Не могли судьи и дознаться, кто подсыпал сонный порошок прислуге. В тот вечер разгулявшаяся челядь без разбора пила и ела что попало, а среди множества сладостей и заморских пряностей могли оказаться и какие-нибудь одурманивающие специи. В людской не удалось обнаружить ни капли пунша, даже стаканы, из которых его пили, оказались вымытыми. К тому времени, когда городская стража ворвалась в дом, все, что могло вызвать подозрение, было уже убрано. По утверждению Аталии, она в тот вечер и сама попробовала какую-то сомнительную специю с дурным привкусом, после чего заснула так крепко, что ее не разбудили ни крики матери, ни поднявшийся в доме шум. Очнулась она, лишь когда майор сжал ее руку.

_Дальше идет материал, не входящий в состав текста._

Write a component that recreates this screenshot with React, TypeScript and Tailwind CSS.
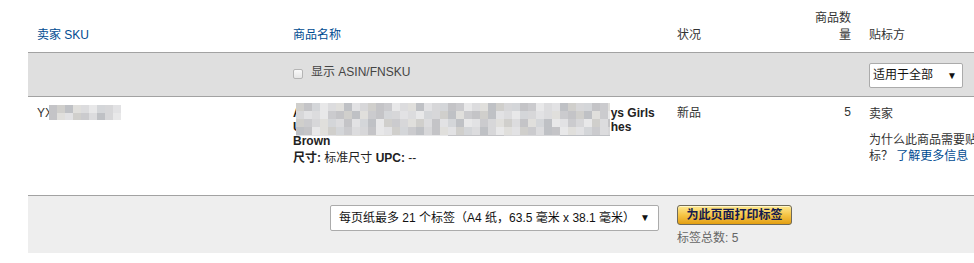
import React from "react";

const mosaicShades = [
  "bg-[#d7d7d9]",
  "bg-[#cbcbce]",
  "bg-[#e2e2e4]",
  "bg-[#c4c4c7]",
  "bg-[#dcdcde]",
  "bg-[#d0cfcc]",
  "bg-[#e8e8e9]",
  "bg-[#bfc1c5]",
  "bg-[#d4d6d9]",
  "bg-[#e0dfdc]",
];

// pixelated blur over the hidden seller data
const Mosaic: React.FC<{ cols: number; rows: number; seed: number }> = ({
  cols,
  rows,
  seed,
}) => {
  const cells = [];
  for (let r = 0; r < rows; r++) {
    for (let c = 0; c < cols; c++) {
      const idx = (r * 17 + c * 11 + (((r + 1) * (c + 3) * seed) % 7)) % mosaicShades.length;
      cells.push(
        <span key={`${r}-${c}`} className={`block h-[8px] w-[8px] ${mosaicShades[idx]}`} />
      );
    }
  }
  return (
    <div className="flex flex-wrap" style={{ width: cols * 8 }}>
      {cells}
    </div>
  );
};

const App: React.FC = () => {
  return (
    <div
      className="w-[974px] h-[263px] overflow-hidden bg-white text-[12px] text-[#333]"
      style={{ fontFamily: '"Liberation Sans", Arial, "Noto Sans CJK SC", sans-serif' }}
    >
      <table className="ml-[28px] w-[972px] table-fixed border-collapse">
        <colgroup>
          <col className="w-[256px]" />
          <col className="w-[384px]" />
          <col className="w-[138px]" />
          <col className="w-[54px]" />
          <col className="w-[140px]" />
        </colgroup>
        <thead>
          <tr className="h-[52px] border-b border-[#a2a2a2]">
            <th className="align-bottom px-[9px] pb-[8px] text-left font-normal leading-[17px] text-[#004b91]">
              卖家 SKU
            </th>
            <th className="align-bottom px-[9px] pb-[8px] text-left font-normal leading-[17px] text-[#004b91]">
              商品名称
            </th>
            <th className="align-bottom px-[9px] pb-[8px] text-left font-normal leading-[17px]">
              状况
            </th>
            <th className="align-bottom px-[9px] pb-[8px] text-right font-normal leading-[17px]">
              商品数量
            </th>
            <th className="align-bottom px-[9px] pb-[8px] text-left font-normal leading-[17px]">
              贴标方
            </th>
          </tr>
        </thead>
        <tbody>
          <tr className="h-[44px] bg-[#dfdfdf] border-b border-[#a2a2a2]">
            <td />
            <td className="px-[9px]">
              <label className="flex items-center gap-[8px] text-[#444]">
                <span className="block h-[10px] w-[10px] rounded-[2px] border border-[#b5b5b5] bg-gradient-to-b from-[#fafafa] to-[#e6e6e6]" />
                <span className="leading-[16px] -mt-[5px]">显示 ASIN/FNSKU</span>
              </label>
            </td>
            <td />
            <td />
            <td className="px-[9px]">
              <div className="mt-[2px] flex h-[25px] w-[94px] items-center justify-between rounded-[2px] border border-[#ababab] bg-white pl-[3px] pr-[5px] text-[#111]">
                <span>适用于全部</span>
                <span className="text-[10px]">▼</span>
              </div>
            </td>
          </tr>
          <tr className="h-[99px] border-b border-[#a2a2a2]">
            <td className="align-top px-[9px] pt-[9px]">
              <div className="flex items-start leading-[14px]">
                <span>YX</span>
                <div className="-ml-[4px] -mt-[1px] h-[15px] overflow-hidden">
                  <Mosaic cols={9} rows={2} seed={1} />
                </div>
              </div>
            </td>
            <td className="align-top px-[9px] pt-[9px]">
              <div className="relative font-bold leading-[14px] text-[#222]">
                <div className="flex">
                  <span>A</span>
                  <span className="w-[309px]" />
                  <span>ys Girls</span>
                </div>
                <div className="flex">
                  <span>U</span>
                  <span className="w-[309px]" />
                  <span>hes</span>
                </div>
                <div>Brown</div>
                <div className="absolute left-[3px] -top-[3px] h-[33px] w-[314px] overflow-hidden">
                  <Mosaic cols={40} rows={5} seed={4} />
                </div>
              </div>
              <div className="mt-[2px] leading-[16px] text-[#222]">
                <span className="font-bold">尺寸:</span> 标准尺寸 <span className="font-bold">UPC:</span> --
              </div>
            </td>
            <td className="align-top px-[9px] pt-[9px] leading-[14px]">新品</td>
            <td className="align-top px-[9px] pt-[8px] text-right leading-[14px]">5</td>
            <td className="align-top px-[9px] pt-[10px]">
              <div className="leading-[14px]">卖家</div>
              <div className="mt-[11px] leading-[16px]">
                为什么此商品需要贴标？{" "}
                <span className="text-[#004b91]">了解更多信息</span>
              </div>
            </td>
          </tr>
          <tr className="h-[58px] bg-[#eeeeee]">
            <td colSpan={2} className="align-top px-[9px] pt-[9px]">
              <div className="ml-auto flex h-[26px] w-[329px] items-center justify-between rounded-[2px] border border-[#ababab] bg-white pl-[8px] pr-[8px] text-[#111]">
                <span>每页纸最多 21 个标签（A4 纸，63.5 毫米 x 38.1 毫米）</span>
                <span className="text-[10px]">▼</span>
              </div>
            </td>
            <td colSpan={3} className="align-top px-[9px] pt-[9px]">
              <button className="flex h-[20px] w-[115px] items-center justify-center rounded-[3px] border border-[#6f6a5a] bg-gradient-to-b from-[#fde88e] via-[#f6c545] to-[#e39f0c] font-bold text-[#141a4d] shadow-[inset_0_1px_0_#fff6c8]">
                为此页面打印标签
              </button>
              <div className="mt-[6px] leading-[14px] text-[#666]">标签总数: 5</div>
            </td>
          </tr>
        </tbody>
      </table>
    </div>
  );
};

export default App;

Одна мать за полчаса до преступления видела ее постель пустой. Но она не решалась давать показания против дочери.
Больше всего говорило в пользу Аталии то, что все двери в комнате Тимеи были заперты, а сама Аталия спала глубоким сном. Каким же способом убийца мог пробраться сюда и потом снова ускользнуть?..
Но, допустим, тут действительно имело место покушение. Почему же именно на нее, Аталию, пало подозрение? Почему не на любого из обитателей этого дома? Известно, что майор до поздней ночи засиделся у Тимеи. Разве не мог кто-нибудь проскользнуть в ее спальню, когда он уходил?..
Не удалось также установить, кто был убийца, — мужчина или женщина.
Одна Тимея знала, кто покушался на нее. Но она не хотела открывать эту тайну и на предварительном следствии упорно твердила, будто совершенно не помнит, что с ней произошло, будто от пережитого ужаса у нее отшибло память и она не может обвинять Аталию. Им даже не устроили очной ставки.